The House Appropriations Committee on Tuesday approved a fiscal 2016 spending bill for the Pentagon that contains a controversial plan to use war funding to cover operations and maintenance costs.
The panel approved the bill on a bipartisan voice vote in spite of a White House warning that $37 billion in regular spending for operations and maintenance was inappropriately shifted into the overseas contingency operations account.
The shift was engineered by committee leaders to replace automatic defense budget cuts required by a 2011 law, after they were unable to find a political formula to repeal the requirement. The war funding account does not fall under sequester-related spending caps, but the base budget does.
On Monday, Office of Management and Budget head Shaun Donovan decried “budget gimmicks” in a letter to House Appropriations Chairman Rep. Hal Rogers, R-Ky., citing the transfer of base budget funds into the war spending account in order to get around budget caps.

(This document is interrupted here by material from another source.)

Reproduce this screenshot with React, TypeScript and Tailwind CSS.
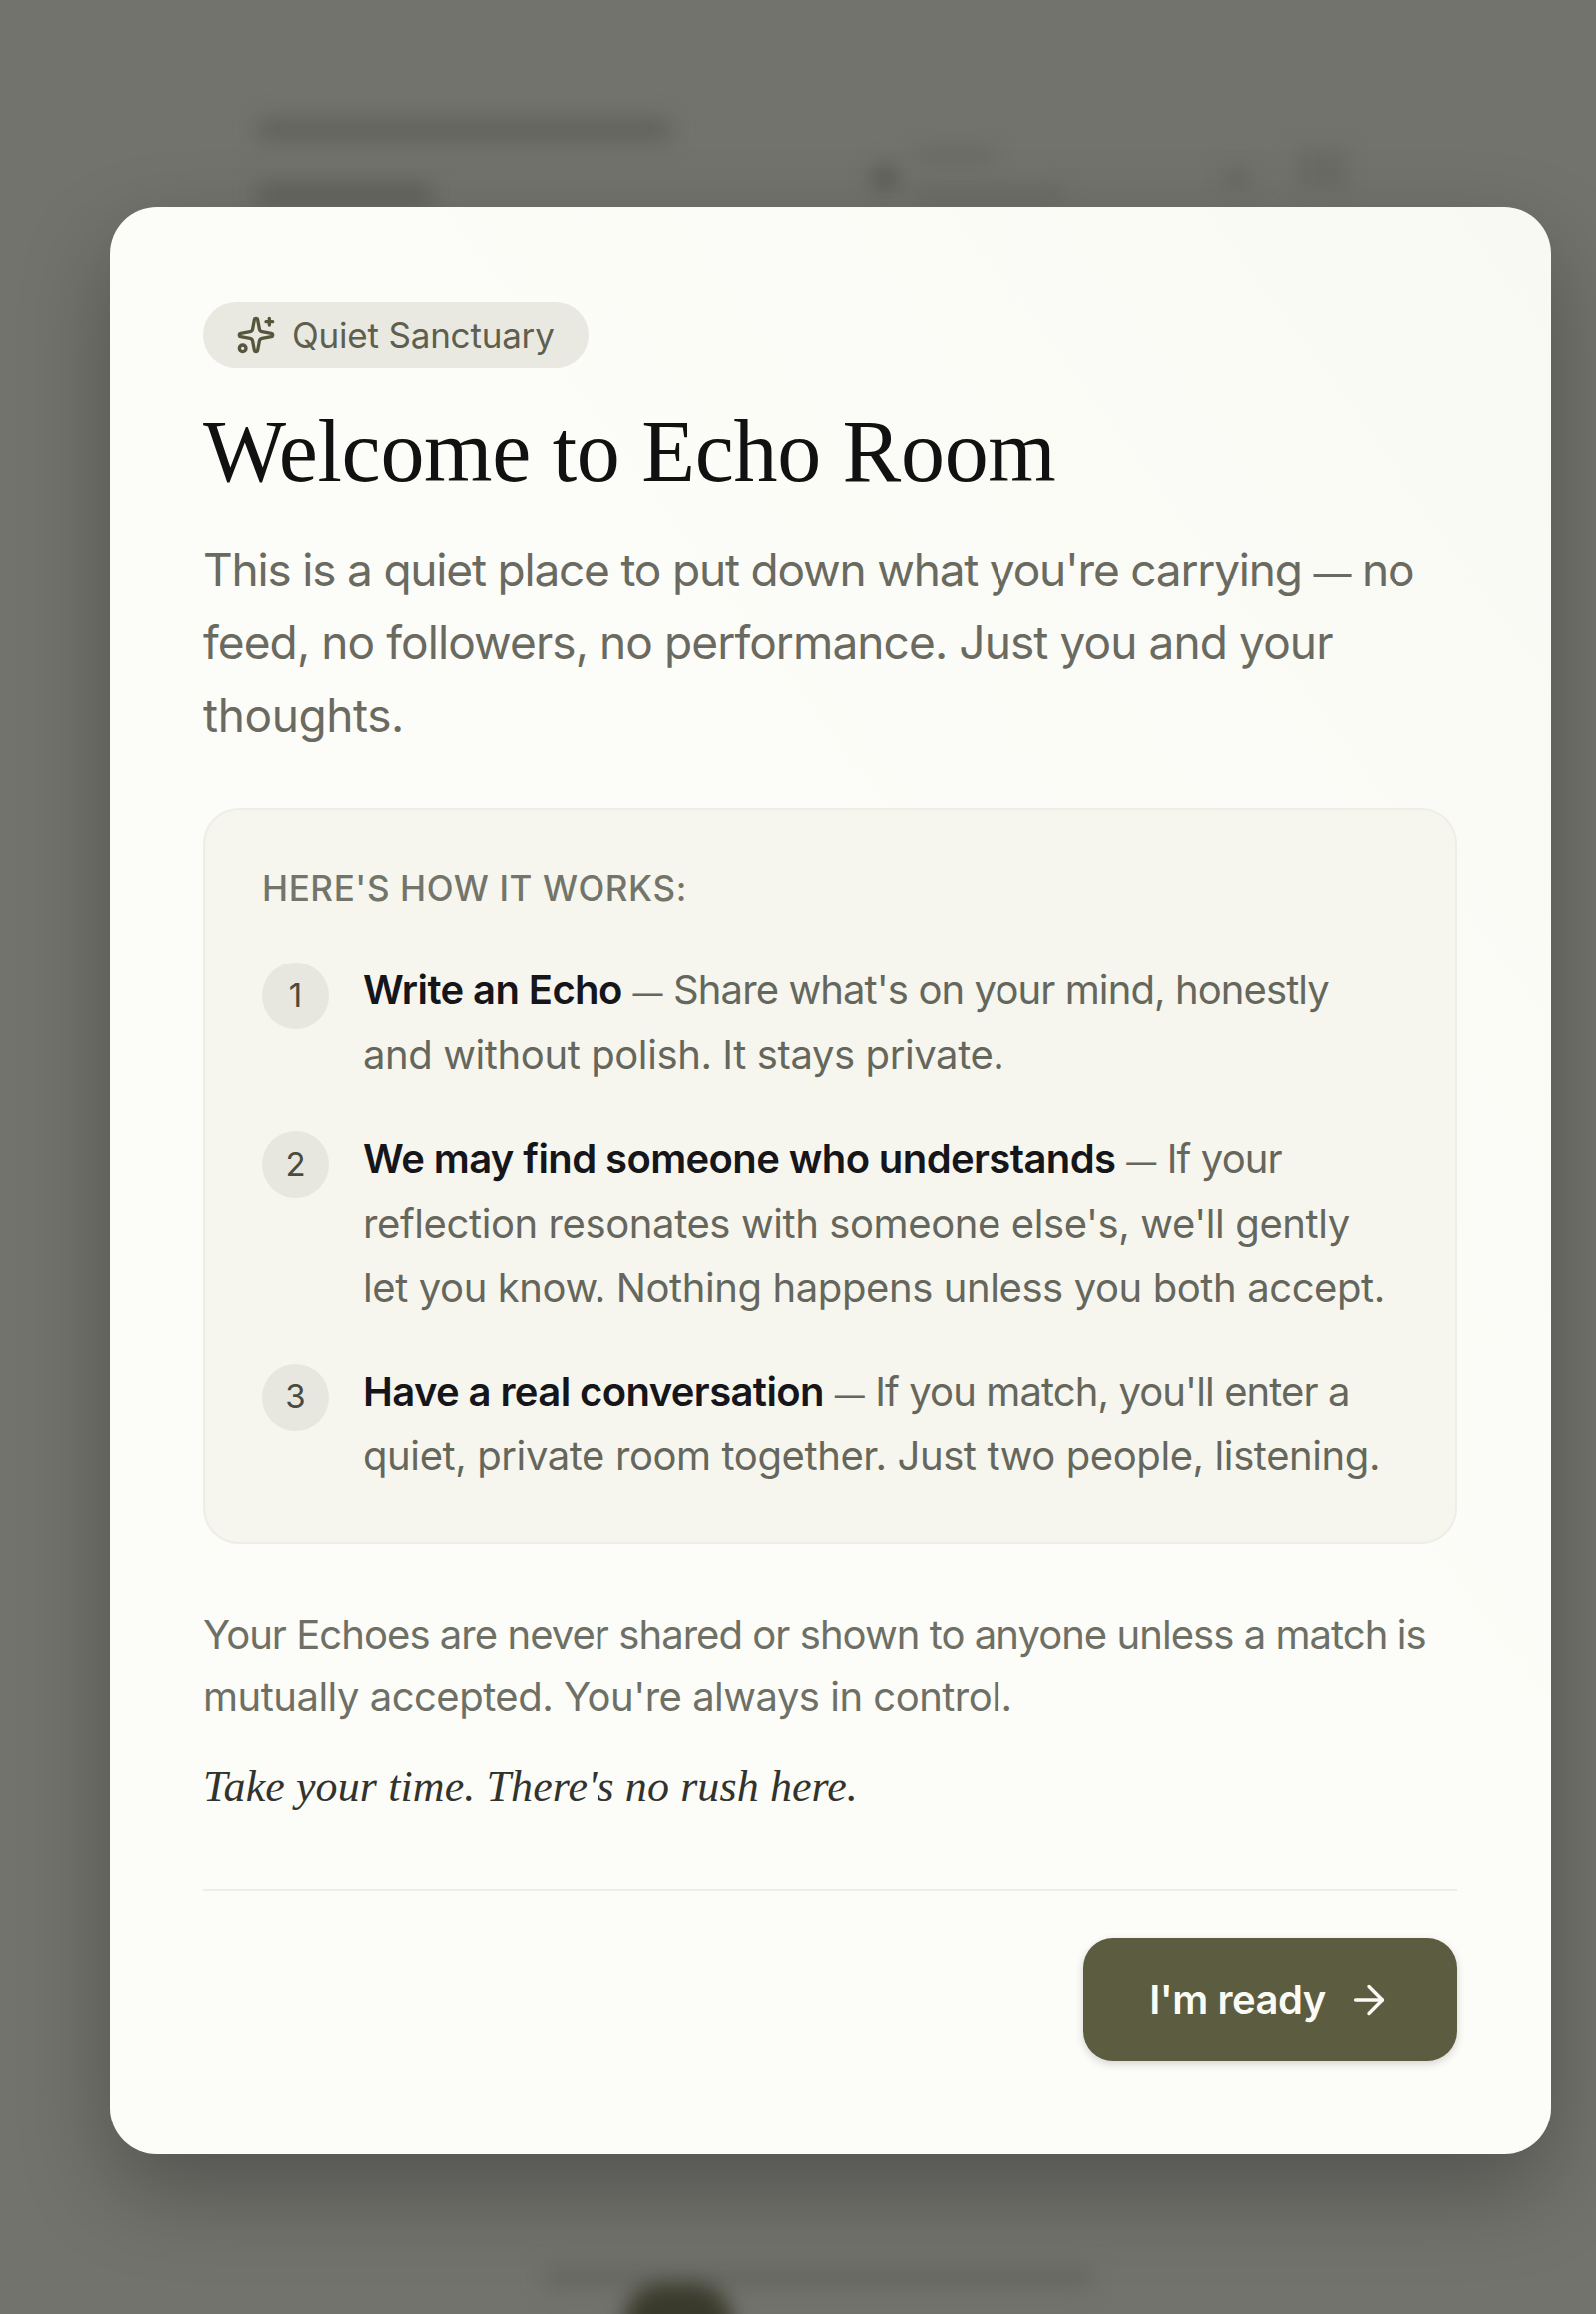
import { ArrowRight, Sparkles } from "lucide-react";

const STEPS = [
  {
    n: "1",
    title: "Write an Echo",
    lines: ["Share what's on your mind, honestly", "and without polish. It stays private."],
  },
  {
    n: "2",
    title: "We may find someone who understands",
    lines: ["If your", "reflection resonates with someone else's, we'll gently", "let you know. Nothing happens unless you both accept."],
  },
  {
    n: "3",
    title: "Have a real conversation",
    lines: ["If you match, you'll enter a", "quiet, private room together. Just two people, listening."],
  },
];

const SANS = "font-['Inter','Liberation_Sans',sans-serif]";
const SERIF = "font-['Liberation_Serif',serif]";

// the page behind the dialog, only visible as smudges through the backdrop blur
function BlurredPage() {
  return (
    <div className="absolute inset-0 flex flex-col justify-between blur-[10px]">
      <div className="flex items-start pl-[258px] pr-[250px] pt-[118px]">
        <div className="flex w-[615px] flex-col gap-[40px]">
          <div className="h-[24px] w-[415px] bg-[#62635d]" />
          <div className="h-[26px] w-[175px] bg-[#62635d]" />
        </div>
        <div className="mt-[30px] flex gap-[16px]">
          <div className="mt-[16px] h-[28px] w-[28px] rounded-full bg-[#5c5d57]" />
          <div className="flex flex-col gap-[26px]">
            <div className="h-[14px] w-[80px] bg-[#686963]" />
            <div className="h-[14px] w-[150px] bg-[#686963]" />
          </div>
        </div>
        <div className="ml-auto mt-[50px] flex gap-[45px]">
          <div className="h-[20px] w-[30px] bg-[#686963]" />
          <div className="-mt-[20px] h-[40px] w-[50px] bg-[#6a6b65]" />
        </div>
      </div>
      <div className="flex flex-col items-center">
        <div className="ml-[40px] h-[24px] w-[550px] bg-[#686963]" />
        <div className="-mb-[50px] mr-[240px] mt-[-6px] h-[80px] w-[110px] rounded-full bg-[#3a3a2c]" />
      </div>
    </div>
  );
}

export default function App() {
  return (
    <div className={`relative h-[2320px] overflow-hidden bg-[#72736d] ${SANS}`}>
      <BlurredPage />
      <div className="relative pl-[110px] pt-[208px]">
        <div className="h-[1952px] w-[1445px] rounded-[47px] bg-gradient-to-bl from-[#f9f9f4] to-[#fcfcf8] to-40% px-[94px] pt-[95px] shadow-[0_36px_90px_rgba(0,0,0,0.28)]">
          <div className="inline-flex h-[66px] w-[386px] items-center gap-[16px] rounded-full bg-[#e9e9e2] pl-[33px]">
            <Sparkles className="h-[40px] w-[40px] text-[#56563c]" strokeWidth={2} />
            <span className="text-[35px] tracking-[-0.2px] text-[#5e5f4e]">Quiet Sanctuary</span>
          </div>

          <h1 className={`mt-[34px] text-[88px] leading-[100px] tracking-[-0.3px] text-[#111111] ${SERIF}`}>
            Welcome to Echo Room
          </h1>

          <p className="mt-[32px] text-[46px] leading-[73px] tracking-[-0.9px] text-[#6a6a60]">
            <span className="tracking-[-1.2px]">
              This is a quiet place to put down what you're carrying <span className="text-[38px] leading-none">—</span> no
            </span>
            <br />
            feed, no followers, no performance. Just you and your
            <br />
            <span className="tracking-[-0.4px]">thoughts.</span>
          </p>

          <div className="mt-[56px] h-[738px] rounded-[36px] border-2 border-[#eeeee6] bg-[#f6f6ef] px-[57px] pt-[54px]">
            <div className="text-[35px] font-medium leading-[48px] tracking-[0.6px] text-[#74756a]">HERE'S HOW IT WORKS:</div>
            <div className="mt-[47px] flex flex-col gap-[40px]">
              {STEPS.map((s) => (
                <div key={s.n} className="flex gap-[34px]">
                  <div className="mt-[4px] flex h-[67px] w-[67px] shrink-0 items-center justify-center rounded-full bg-[#e7e7df] text-[33px] text-[#4a4b3c]">
                    {s.n}
                  </div>
                  <div className="text-[40px] leading-[64.5px] tracking-[-0.4px] text-[#66675c]">
                    <span className="font-semibold tracking-[-0.6px] text-[#15151a]">{s.title}</span>{" "}
                    <span className="text-[30px] leading-none">—</span>{" "}
                    <span className="tracking-[-0.9px]">{s.lines[0]}</span>
                    {s.lines.slice(1).map((l) => (
                      <div key={l}>{l}</div>
                    ))}
                  </div>
                </div>
              ))}
            </div>
          </div>

          <p className="mt-[60px] text-[40px] leading-[62px] text-[#6e6f65]">
            <span className="tracking-[-0.95px]">Your Echoes are never shared or shown to anyone unless a match is</span>
            <br />
            <span className="tracking-[-0.5px]">mutually accepted. You're always in control.</span>
          </p>
          <p className={`mt-[29px] text-[44px] italic leading-[62px] tracking-[0.1px] text-[#33332e] ${SERIF}`}>
            Take your time. There's no rush here.
          </p>

          <div className="mt-[71px] border-t-2 border-[#eeeee8] pt-[47px]">
            <div className="flex justify-end">
              <button className="flex h-[123px] w-[375px] items-center justify-center gap-[20px] rounded-[30px] bg-[#5c5c40] text-[40px] font-semibold tracking-[-0.5px] text-[#fbfbf5] shadow-[0_3px_8px_rgba(0,0,0,0.16)]">
                I'm ready
                <ArrowRight className="h-[46px] w-[46px]" strokeWidth={1.8} />
              </button>
            </div>
          </div>
        </div>
      </div>
    </div>
  );
}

“We have a number of serious concerns about this legislation, which would underfund these important [defense] investments in the base budget and instead rely on budget gimmicks that have been criticized by members of both parties,” Donovan wrote.
Military leaders have been pushing for years to repeal the cuts from the sequestration process, saying they are causing unacceptable harm to the readiness of the armed forces.
In all, the bill allots $578.6 billion for the Pentagon and nuclear weapons programs of the Energy Department, an increase of $24.4 billion from fiscal 2015 and $800 million more than President Obama had requested. It includes 88.4 billion in overseas contingency operations, roughly double the amount Obama requested.
“Now, more than ever, we must ensure that our troops and officers have the resources they need to protect this great nation and our way of life,” Rogers said in a statement. “This bill makes responsible use of every tax dollar to give our armed forces the resources they need to stay safe, prepared, and in peak fighting form.”
“This legislation will help ensure that our armed forces are agile, efficient, ready and lethal,” Defense Subcommittee Chairman Rep. Rodney Frelinghuysen, R-N.J., said in the statement. “It reflects the reality that we live in an increasingly dangerous world, and we must guarantee that our military and intelligence community have the strength and capability to meet the rise of Islamic terror groups and other emerging threats and deter would-be aggressors like Iran, China, and Russia and North Korea. I am proud that we have kept faith with the brave men and women, and their families, who selflessly serve our country.”
In the equipment portion, the bill includes money to procure two destroyers, three littoral combat ships, 65 F-35 joint strike fighters, 64 AH-64 Apache helicopters, 16 P-8A Poseidon aircraft, 102 UH-60 Black Hawk helicopters, 12 KC-46 tankers, seven EA-18G Growler electronic attack aircraft and five F/A-18 Super Hornet fighters.